The PCB's chief curator is watching the weather as he works to prepare a more lively wicket for the second Test in Faisalabad.

india Updated: Jan 19, 2006 13:27 IST

The Pakistan Cricket Board's chief curator is watching the weather as he works to prepare a more lively wicket for this weekend's second Test between Pakistan and India. "I hope sun shines over the next week," Agha Zahid said as the groundsmen prepared the wicket at Iqbal Stadium.

Zahid was severely criticized for providing a lifeless wicket at the eastern city of Lahore, where the first Test ended in a high-scoring draw onTuesday.

Pakistan posted a formidable total of 679-7 declared before India responded solidly with Virender Sehwag and captain Rahul Dravid just missing the world record opening partnership of 413 when they combined for 410 runs.

Bad light and rain also disrupted the first Test, with only 221 of a possible 450 overs bowled over the five days. "Frankly, I was not expecting so many runs in Lahore," Zahid said.

"But you have to keep in mind that one can't fight against nature and it remained overcast throughout the last three days," he added.

Zahid played just one Test match against the West Indies in 1975, but scored over 13,000 runs in his first class career between 1970-71 and 1992-93.

He blamed wet weather in the province of Punjab for not giving his staff enough time to prepare more lively wickets for the series against India.

"To prepare a good sporting wicket, natural sunshine is a must, but we had a spell of wet weather for the last month and it affected our preparations," Zahid said.

But a bright sunny Thursday in Faisalabad brought a smile to Zahid's face as the Indian team practiced in the nets at the Iqbal Stadium.

"I came here on Jan 14, but the weather only cleared today as it remained cloudy with some rain too," Zahid said. "It's tough for us, but if it remains sunny, I certainly expect more wickets here than what we saw in Lahore."

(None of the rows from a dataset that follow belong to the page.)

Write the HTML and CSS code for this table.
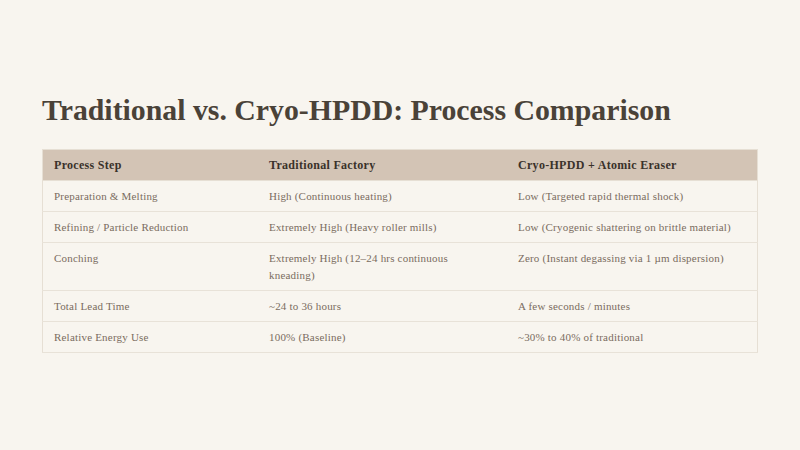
FILE: index.html
```html
<!DOCTYPE html>
<html lang="en">
<head>
<meta charset="utf-8">
<title>Process Comparison</title>
<link rel="stylesheet" href="styles.css">
</head>
<body>
<main class="slide">
  <h1 class="title">Traditional vs. Cryo-HPDD: Process Comparison</h1>
  <table class="compare">
    <thead>
      <tr>
        <th class="c1">Process Step</th>
        <th class="c2">Traditional Factory</th>
        <th class="c3">Cryo-HPDD + Atomic Eraser</th>
      </tr>
    </thead>
    <tbody>
      <tr>
        <td>Preparation &amp; Melting</td>
        <td>High (Continuous heating)</td>
        <td>Low (Targeted rapid thermal shock)</td>
      </tr>
      <tr>
        <td>Refining / Particle Reduction</td>
        <td>Extremely High (Heavy roller mills)</td>
        <td>Low (Cryogenic shattering on brittle material)</td>
      </tr>
      <tr>
        <td>Conching</td>
        <td>Extremely High (12–24 hrs continuous kneading)</td>
        <td>Zero (Instant degassing via 1 µm dispersion)</td>
      </tr>
      <tr>
        <td>Total Lead Time</td>
        <td>~24 to 36 hours</td>
        <td>A few seconds / minutes</td>
      </tr>
      <tr>
        <td>Relative Energy Use</td>
        <td>100% (Baseline)</td>
        <td>~30% to 40% of traditional</td>
      </tr>
    </tbody>
  </table>
</main>
</body>
</html>
```

FILE: styles.css
```css
html, body {
  margin: 0;
  padding: 0;
  background: #f8f5ef;
}
body {
  font-family: "Liberation Serif", "DejaVu Serif", serif;
  width: 800px;
  height: 450px;
  overflow: hidden;
}
.slide {
  padding: 92px 42px 0 42px;
}
.title {
  margin: 0 0 21px 0;
  font-size: 29.8px;
  line-height: 36px;
  font-weight: 700;
  color: #4a4238;
}
.compare {
  width: 716px;
  border-collapse: collapse;
  table-layout: fixed;
  border: 1px solid #e6dfd4;
  font-size: 11px;
  line-height: 17px;
}
.compare th {
  background: #d3c4b5;
  color: #3a322b;
  font-size: 12px;
  letter-spacing: 0.3px;
  font-weight: 700;
  text-align: left;
  padding: 7px 11px 6px 11px;
  border-bottom: 1px solid #e6dfd4;
}
.c1 { width: 193px; }
.c2 { width: 227px; }
.c3 { width: auto; }
.compare td {
  color: #7a6c60;
  letter-spacing: 0.2px;
  text-align: left;
  vertical-align: top;
  padding: 7px 11px 6px 11px;
  border-bottom: 1px solid #e8e2d8;
}
```
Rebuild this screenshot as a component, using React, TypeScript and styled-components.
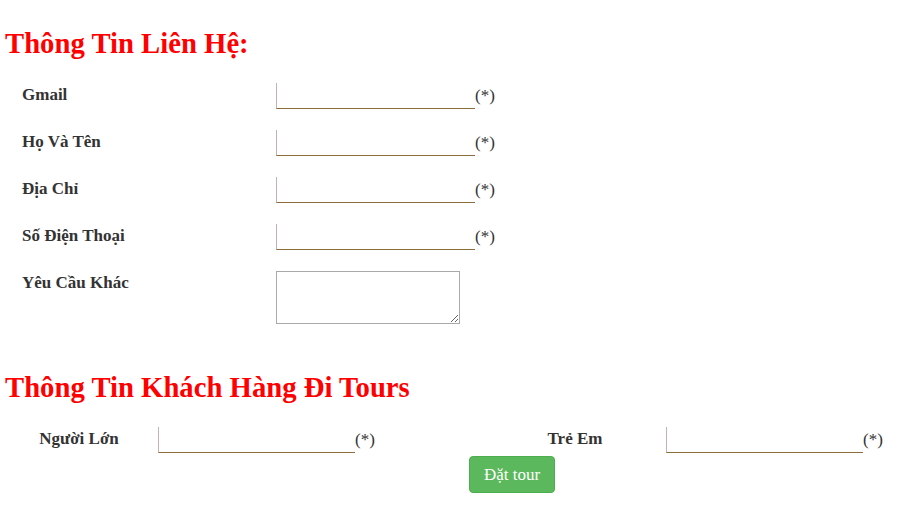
import React from "react";
import styled, { createGlobalStyle } from "styled-components";

const Global = createGlobalStyle`
  html, body { margin: 0; padding: 0; background: #fff; }
  body { font-family: "Liberation Serif", "Times New Roman", serif; color: #333; font-size: 17px; }
  * { box-sizing: border-box; }
`;

const Page = styled.div`
  width: 902px;
  height: 505px;
  overflow: hidden;
  padding-top: 28px;
`;

const Heading = styled.h2<{ $top?: number }>`
  margin: ${(p) => p.$top ?? 0}px 0 0 5px;
  font-size: 28.7px;
  line-height: 31px;
  font-weight: bold;
  color: #ff0000;
`;

const ContactForm = styled.div`
  display: flex;
  flex-direction: column;
  gap: 21px;
  padding-left: 22px;
  margin-top: 24px;
`;

const Row = styled.div`
  display: grid;
  grid-template-columns: 254px 1fr;
  align-items: start;
`;

const Label = styled.label`
  font-weight: bold;
  font-size: 17px;
  line-height: 24px;
  color: #333;
`;

const Field = styled.div`
  display: flex;
  align-items: center;
`;

const Input = styled.input<{ $w: number }>`
  width: ${(p) => p.$w}px;
  height: 26px;
  border: none;
  border-left: 1px solid #c4b2ae;
  border-bottom: 1px solid #8a6d3b;
  background: transparent;
  outline: none;
  padding: 0 4px;
  font-family: inherit;
  font-size: 17px;
`;

const Required = styled.span`
  font-size: 17px;
  line-height: 24px;
  color: #333;
`;

const TextArea = styled.textarea`
  width: 184px;
  height: 53px;
  border: 1px solid #a9a9a9;
  padding: 2px;
  font-family: inherit;
  resize: both;
`;

const GuestRow = styled.div`
  display: grid;
  grid-template-columns: 158px 326px 182px 1fr;
  align-items: start;
  margin-top: 24px;
`;

const CenterLabel = styled(Label)`
  text-align: center;
`;

const ButtonRow = styled.div`
  padding-left: 469px;
  margin-top: 3px;
`;

const Button = styled.button`
  height: 37px;
  padding: 0 14px;
  background: #5cb85c;
  border: 1px solid #4cae4c;
  border-radius: 4px;
  color: #fff;
  font-family: "Liberation Serif", "Times New Roman", serif;
  font-size: 17px;
  cursor: pointer;
`;

const contactFields = [
  { label: "Gmail" },
  { label: "Họ Và Tên" },
  { label: "Địa Chỉ" },
  { label: "Số Điện Thoại" },
];

export default function App() {
  return (
    <Page>
      <Global />
      <Heading>Thông Tin Liên Hệ:</Heading>
      <ContactForm>
        {contactFields.map((f) => (
          <Row key={f.label}>
            <Label>{f.label}</Label>
            <Field>
              <Input $w={199} />
              <Required>(*)</Required>
            </Field>
          </Row>
        ))}
        <Row>
          <Label>Yêu Cầu Khác</Label>
          <Field>
            <TextArea />
          </Field>
        </Row>
      </ContactForm>
      <Heading $top={48}>Thông Tin Khách Hàng Đi Tours</Heading>
      <GuestRow>
        <CenterLabel>Người Lớn</CenterLabel>
        <Field>
          <Input $w={197} />
          <Required>(*)</Required>
        </Field>
        <CenterLabel>Trẻ Em</CenterLabel>
        <Field>
          <Input $w={197} />
          <Required>(*)</Required>
        </Field>
      </GuestRow>
      <ButtonRow>
        <Button>Đặt tour</Button>
      </ButtonRow>
    </Page>
  );
}
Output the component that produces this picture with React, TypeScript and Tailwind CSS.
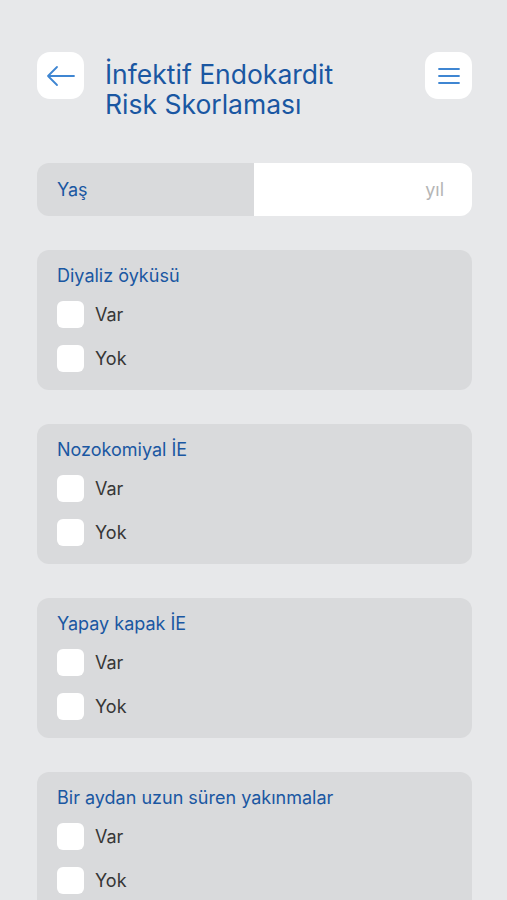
import { useState } from 'react';

const questions = [
  'Diyaliz öyküsü',
  'Nozokomiyal İE',
  'Yapay kapak İE',
  'Bir aydan uzun süren yakınmalar',
];

function OptionRow({ label, checked, onToggle }: { label: string; checked: boolean; onToggle: () => void }) {
  return (
    <button type="button" onClick={onToggle} className="flex items-center gap-[11px] text-left">
      <span className="flex h-[27px] w-[27px] items-center justify-center rounded-[6px] bg-white">
        {checked && <span className="h-[13px] w-[13px] rounded-[3px] bg-[#1b59a4]" />}
      </span>
      <span className="text-[18px] leading-[20px] text-[#363636]">{label}</span>
    </button>
  );
}

export default function App() {
  const [answers, setAnswers] = useState<Record<number, string>>({});

  return (
    <div className="min-h-[900px] bg-[#e7e8ea] pl-[37px] pr-[35px] pt-[52px]" style={{ fontFamily: 'Inter, "Noto Sans", sans-serif' }}>
      {/* Header */}
      <div className="flex items-start">
        <button className="flex h-[47px] w-[47px] shrink-0 items-center justify-center rounded-[13px] bg-white">
          <svg width="30" height="22" viewBox="0 0 30 22" fill="none" stroke="#3f86d2" strokeWidth="1.8" strokeLinecap="round" strokeLinejoin="round">
            <path d="M28 11H2M11 2L2 11L11 20" />
          </svg>
        </button>
        <h1 className="ml-[21px] mt-[7px] flex-1 text-[26.5px] leading-[30px] font-normal text-[#1a57a2]">
          İnfektif Endokardit
          <br />
          Risk Skorlaması
        </h1>
        <button className="flex h-[47px] w-[47px] shrink-0 items-center justify-center rounded-[13px] bg-white">
          <svg width="22" height="18" viewBox="0 0 22 18" fill="none" stroke="#3f86d2" strokeWidth="1.8" strokeLinecap="round">
            <path d="M1 2H21M1 9H21M1 16H21" />
          </svg>
        </button>
      </div>

      {/* Age */}
      <div className="mt-[44px] flex h-[53px] overflow-hidden rounded-[12px]">
        <div className="flex w-[217px] items-center bg-[#d9dadc] pl-[20px] text-[18px] text-[#1a57a2]">Yaş</div>
        <div className="flex flex-1 items-center justify-end bg-white pr-[28px] text-[18px] text-[#b5b5b5]">yıl</div>
      </div>

      {/* Questions */}
      <div className="mt-[34px] flex flex-col gap-[34px]">
        {questions.map((q, i) => (
          <div key={q} className="h-[140px] rounded-[12px] bg-[#d9dadc] px-[20px] pt-[16px]">
            <div className="text-[18px] leading-[20px] text-[#1a57a2]">{q}</div>
            <div className="mt-[15px] flex flex-col gap-[17px]">
              {['Var', 'Yok'].map((opt) => (
                <OptionRow
                  key={opt}
                  label={opt}
                  checked={answers[i] === opt}
                  onToggle={() => setAnswers({ ...answers, [i]: opt })}
                />
              ))}
            </div>
          </div>
        ))}
      </div>
    </div>
  );
}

Although there was hardly any grass on the surface of the wicket being prepared for the second Test, Zahid said it was incorrect that only green pitches help the bowlers.

"Nobody in the world can predict 100 percent how the wickets will behave, no matter whether you leave grass on the wicket or not," he said.

India skipper Dravid had also supported Zahid's view after the Lahore Test.

"I won't criticize the pitch," said Dravid, who took his tally of centuries in Test matches to 21 and hit 19 boundaries in his unbeaten innings of 128.

"It's not easy to prepare a wicket and it's tough to know what it will do, who it will support," he said. "Nature, soil, binding, clay, rolling ... it's not an exact science, sometimes you get it right, sometimes you don't."